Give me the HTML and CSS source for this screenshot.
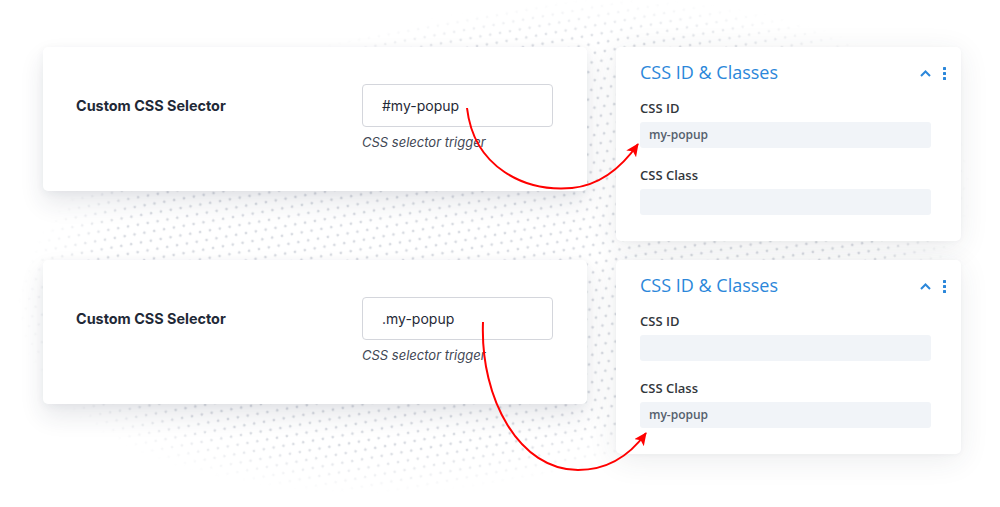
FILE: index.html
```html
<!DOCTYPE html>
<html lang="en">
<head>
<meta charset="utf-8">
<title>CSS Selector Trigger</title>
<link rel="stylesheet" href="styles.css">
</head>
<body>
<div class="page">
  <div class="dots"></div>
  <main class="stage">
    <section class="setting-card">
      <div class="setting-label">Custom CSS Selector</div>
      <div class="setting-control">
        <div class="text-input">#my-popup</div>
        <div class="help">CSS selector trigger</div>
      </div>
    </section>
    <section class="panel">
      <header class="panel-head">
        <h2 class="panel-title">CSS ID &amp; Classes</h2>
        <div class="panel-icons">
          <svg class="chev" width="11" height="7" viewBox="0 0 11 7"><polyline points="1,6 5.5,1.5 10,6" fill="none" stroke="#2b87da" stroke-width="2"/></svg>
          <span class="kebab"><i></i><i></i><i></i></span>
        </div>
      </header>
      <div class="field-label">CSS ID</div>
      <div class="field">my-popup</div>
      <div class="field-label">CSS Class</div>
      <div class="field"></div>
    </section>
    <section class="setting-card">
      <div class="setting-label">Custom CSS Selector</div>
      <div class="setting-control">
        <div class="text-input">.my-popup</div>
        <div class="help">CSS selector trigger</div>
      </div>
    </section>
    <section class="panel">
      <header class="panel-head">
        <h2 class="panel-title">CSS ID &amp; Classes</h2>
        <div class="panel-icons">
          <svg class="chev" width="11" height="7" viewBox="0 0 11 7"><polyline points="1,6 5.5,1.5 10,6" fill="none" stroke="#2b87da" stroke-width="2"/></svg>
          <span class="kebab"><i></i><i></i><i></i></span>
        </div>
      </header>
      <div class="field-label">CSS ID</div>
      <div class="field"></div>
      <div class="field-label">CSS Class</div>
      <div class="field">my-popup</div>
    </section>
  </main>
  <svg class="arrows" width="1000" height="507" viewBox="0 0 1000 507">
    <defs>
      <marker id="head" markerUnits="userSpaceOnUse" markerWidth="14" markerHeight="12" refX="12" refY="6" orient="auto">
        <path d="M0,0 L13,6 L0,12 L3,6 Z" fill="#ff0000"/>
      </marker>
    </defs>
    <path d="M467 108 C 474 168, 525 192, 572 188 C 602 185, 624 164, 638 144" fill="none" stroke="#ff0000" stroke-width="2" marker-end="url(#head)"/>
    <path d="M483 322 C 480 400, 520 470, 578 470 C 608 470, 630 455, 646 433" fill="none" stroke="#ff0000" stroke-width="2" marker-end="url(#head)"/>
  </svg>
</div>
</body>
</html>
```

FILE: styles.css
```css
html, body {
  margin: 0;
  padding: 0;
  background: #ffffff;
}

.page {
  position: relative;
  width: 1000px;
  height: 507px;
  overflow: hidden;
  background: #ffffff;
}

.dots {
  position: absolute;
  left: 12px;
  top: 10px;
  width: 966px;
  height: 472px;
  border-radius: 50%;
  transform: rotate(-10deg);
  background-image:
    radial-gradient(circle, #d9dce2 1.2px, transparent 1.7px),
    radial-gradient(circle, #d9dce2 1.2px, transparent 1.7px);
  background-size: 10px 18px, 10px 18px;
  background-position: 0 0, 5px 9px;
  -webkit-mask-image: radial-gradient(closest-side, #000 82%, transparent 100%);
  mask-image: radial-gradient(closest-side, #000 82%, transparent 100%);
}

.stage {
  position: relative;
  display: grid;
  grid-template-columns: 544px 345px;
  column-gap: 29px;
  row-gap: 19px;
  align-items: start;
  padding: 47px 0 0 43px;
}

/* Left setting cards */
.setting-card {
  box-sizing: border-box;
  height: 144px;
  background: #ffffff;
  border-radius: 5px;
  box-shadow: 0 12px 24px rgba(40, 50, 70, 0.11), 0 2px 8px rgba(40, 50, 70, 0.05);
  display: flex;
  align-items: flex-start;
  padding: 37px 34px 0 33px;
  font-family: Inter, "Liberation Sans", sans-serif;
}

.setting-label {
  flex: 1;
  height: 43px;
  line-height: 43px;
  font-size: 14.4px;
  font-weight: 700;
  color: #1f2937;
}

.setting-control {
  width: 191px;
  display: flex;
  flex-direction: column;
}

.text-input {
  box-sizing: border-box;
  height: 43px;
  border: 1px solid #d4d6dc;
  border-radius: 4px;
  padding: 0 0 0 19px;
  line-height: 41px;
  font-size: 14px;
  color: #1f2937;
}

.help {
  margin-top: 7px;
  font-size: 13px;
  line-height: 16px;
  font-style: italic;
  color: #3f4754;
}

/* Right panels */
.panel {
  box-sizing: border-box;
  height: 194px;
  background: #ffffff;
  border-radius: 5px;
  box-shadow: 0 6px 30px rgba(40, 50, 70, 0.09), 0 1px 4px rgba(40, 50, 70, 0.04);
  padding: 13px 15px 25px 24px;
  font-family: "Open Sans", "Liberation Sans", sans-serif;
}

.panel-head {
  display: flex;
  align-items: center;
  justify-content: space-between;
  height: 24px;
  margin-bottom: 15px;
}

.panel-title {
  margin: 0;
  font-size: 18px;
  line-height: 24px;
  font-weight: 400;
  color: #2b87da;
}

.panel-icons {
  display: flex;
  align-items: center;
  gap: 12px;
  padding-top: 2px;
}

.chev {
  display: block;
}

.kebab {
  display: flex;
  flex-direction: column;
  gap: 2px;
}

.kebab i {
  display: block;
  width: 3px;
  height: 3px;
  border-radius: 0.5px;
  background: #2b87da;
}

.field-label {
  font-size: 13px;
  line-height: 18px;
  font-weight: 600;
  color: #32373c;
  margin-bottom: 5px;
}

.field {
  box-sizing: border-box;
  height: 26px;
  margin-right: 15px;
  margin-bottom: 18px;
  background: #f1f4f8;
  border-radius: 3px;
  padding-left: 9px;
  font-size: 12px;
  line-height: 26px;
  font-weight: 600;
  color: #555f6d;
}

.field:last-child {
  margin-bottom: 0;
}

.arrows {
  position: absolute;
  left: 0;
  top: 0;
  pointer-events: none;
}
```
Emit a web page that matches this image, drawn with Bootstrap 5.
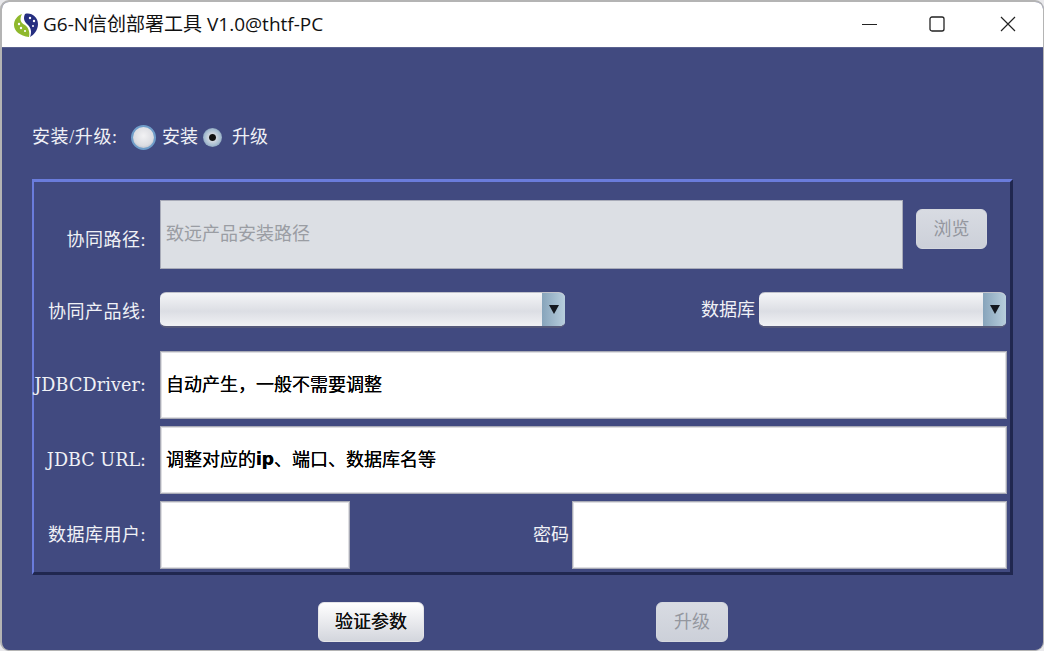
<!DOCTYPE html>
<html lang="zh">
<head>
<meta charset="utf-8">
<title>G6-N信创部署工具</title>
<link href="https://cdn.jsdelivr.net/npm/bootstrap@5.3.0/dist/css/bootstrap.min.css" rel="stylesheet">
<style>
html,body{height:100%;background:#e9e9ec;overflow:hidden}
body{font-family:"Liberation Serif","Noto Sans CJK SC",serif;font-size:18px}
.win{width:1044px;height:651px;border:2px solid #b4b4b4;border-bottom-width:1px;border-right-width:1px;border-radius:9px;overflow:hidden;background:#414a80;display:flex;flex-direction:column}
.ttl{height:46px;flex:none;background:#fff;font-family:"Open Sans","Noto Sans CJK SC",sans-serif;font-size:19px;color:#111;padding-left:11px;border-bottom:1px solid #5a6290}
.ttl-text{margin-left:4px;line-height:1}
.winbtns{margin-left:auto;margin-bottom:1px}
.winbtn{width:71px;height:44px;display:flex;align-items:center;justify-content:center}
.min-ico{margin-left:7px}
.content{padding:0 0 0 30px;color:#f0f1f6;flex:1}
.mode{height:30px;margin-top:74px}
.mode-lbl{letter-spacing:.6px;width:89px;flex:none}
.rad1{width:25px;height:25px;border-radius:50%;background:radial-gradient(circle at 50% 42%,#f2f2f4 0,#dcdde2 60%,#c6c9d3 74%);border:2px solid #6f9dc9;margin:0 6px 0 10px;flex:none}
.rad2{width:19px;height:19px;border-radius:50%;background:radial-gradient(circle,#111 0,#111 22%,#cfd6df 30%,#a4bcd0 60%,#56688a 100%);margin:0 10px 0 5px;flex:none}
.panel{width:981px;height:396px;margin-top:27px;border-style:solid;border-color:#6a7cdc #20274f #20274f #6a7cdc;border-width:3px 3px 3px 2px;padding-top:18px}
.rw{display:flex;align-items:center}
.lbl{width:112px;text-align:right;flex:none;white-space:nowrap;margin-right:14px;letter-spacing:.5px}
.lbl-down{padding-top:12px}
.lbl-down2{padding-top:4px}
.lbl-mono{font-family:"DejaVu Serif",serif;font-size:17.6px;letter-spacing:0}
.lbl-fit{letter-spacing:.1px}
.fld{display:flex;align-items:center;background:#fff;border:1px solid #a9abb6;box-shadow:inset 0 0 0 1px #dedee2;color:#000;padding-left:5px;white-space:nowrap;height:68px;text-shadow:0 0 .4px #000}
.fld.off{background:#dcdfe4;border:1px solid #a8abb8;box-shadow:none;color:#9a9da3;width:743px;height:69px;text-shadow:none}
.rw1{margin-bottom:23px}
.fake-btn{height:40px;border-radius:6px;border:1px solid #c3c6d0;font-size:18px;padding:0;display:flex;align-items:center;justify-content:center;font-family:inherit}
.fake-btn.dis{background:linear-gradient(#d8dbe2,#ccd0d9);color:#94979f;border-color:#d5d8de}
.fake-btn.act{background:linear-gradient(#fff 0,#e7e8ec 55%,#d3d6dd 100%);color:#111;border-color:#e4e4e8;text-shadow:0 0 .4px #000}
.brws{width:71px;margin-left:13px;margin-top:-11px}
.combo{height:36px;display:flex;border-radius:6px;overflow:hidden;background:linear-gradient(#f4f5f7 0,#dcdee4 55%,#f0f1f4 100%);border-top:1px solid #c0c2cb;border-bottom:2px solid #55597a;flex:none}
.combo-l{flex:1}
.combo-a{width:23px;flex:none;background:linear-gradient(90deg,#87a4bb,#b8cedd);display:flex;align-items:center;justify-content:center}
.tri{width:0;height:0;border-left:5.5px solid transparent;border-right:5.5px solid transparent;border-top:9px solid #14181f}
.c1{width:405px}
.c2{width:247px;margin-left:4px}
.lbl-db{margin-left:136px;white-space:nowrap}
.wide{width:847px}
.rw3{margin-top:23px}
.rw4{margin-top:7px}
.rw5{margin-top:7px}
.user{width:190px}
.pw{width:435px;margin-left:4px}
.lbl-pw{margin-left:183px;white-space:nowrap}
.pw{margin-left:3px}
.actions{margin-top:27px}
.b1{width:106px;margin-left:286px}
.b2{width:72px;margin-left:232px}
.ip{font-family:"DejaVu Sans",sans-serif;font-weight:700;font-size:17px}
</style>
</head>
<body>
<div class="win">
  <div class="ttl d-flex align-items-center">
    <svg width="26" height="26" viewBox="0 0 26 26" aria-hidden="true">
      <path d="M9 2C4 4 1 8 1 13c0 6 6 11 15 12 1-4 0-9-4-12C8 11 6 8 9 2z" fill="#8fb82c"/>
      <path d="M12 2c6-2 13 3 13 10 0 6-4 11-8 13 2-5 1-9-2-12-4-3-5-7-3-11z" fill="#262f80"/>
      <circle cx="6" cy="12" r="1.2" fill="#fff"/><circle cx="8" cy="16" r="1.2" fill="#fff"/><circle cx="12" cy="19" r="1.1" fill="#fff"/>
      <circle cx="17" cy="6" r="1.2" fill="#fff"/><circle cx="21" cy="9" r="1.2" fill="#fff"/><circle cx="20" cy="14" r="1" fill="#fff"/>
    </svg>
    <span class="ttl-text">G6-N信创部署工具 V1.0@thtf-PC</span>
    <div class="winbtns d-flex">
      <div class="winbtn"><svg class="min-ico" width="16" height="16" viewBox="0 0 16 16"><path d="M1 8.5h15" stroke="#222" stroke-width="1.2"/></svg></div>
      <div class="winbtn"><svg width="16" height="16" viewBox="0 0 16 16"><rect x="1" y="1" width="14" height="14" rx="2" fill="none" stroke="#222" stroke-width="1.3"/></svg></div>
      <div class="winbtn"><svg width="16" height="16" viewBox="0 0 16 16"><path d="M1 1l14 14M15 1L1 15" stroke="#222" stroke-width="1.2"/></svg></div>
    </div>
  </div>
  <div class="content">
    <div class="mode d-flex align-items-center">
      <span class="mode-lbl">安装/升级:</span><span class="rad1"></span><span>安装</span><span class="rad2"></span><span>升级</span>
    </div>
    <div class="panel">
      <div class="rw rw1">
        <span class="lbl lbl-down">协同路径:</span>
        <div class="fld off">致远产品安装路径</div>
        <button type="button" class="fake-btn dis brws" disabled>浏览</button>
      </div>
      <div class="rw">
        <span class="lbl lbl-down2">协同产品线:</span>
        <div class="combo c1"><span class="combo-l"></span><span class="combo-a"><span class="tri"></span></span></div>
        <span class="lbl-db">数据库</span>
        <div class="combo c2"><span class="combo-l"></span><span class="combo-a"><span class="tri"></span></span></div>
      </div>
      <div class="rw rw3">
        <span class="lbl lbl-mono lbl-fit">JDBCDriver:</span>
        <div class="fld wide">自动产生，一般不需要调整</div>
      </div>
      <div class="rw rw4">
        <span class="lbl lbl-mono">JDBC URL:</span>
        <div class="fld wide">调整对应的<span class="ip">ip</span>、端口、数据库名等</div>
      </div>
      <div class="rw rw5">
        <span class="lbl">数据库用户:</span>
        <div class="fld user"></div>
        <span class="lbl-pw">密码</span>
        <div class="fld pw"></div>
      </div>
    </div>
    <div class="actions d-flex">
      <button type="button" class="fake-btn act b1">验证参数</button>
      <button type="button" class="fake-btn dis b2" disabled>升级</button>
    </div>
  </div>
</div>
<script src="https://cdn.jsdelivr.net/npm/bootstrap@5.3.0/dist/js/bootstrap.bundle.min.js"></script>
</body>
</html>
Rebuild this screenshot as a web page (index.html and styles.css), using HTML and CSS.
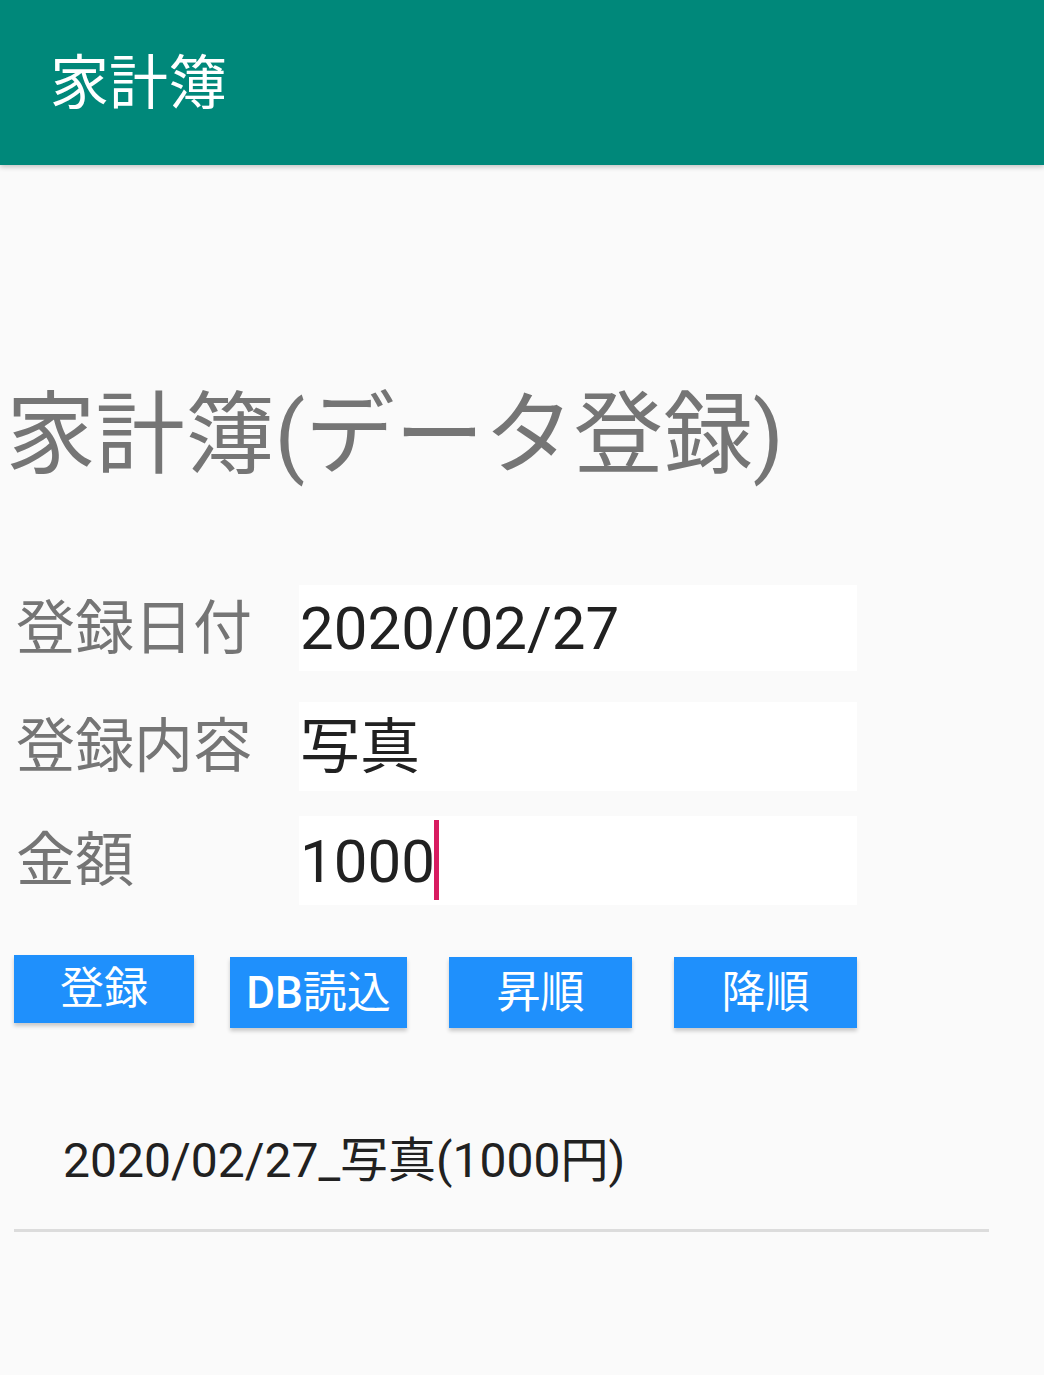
━━━━━━
(Stated task): Your task is to pick out every line with the string "page" and copy it.

(Output for this task):
<div class="page">
.page {
Emit a web page that matches this image, drawn with Bootstrap 5.
Rebuild this screenshot as a web page (index.html and styles.css), using HTML and CSS.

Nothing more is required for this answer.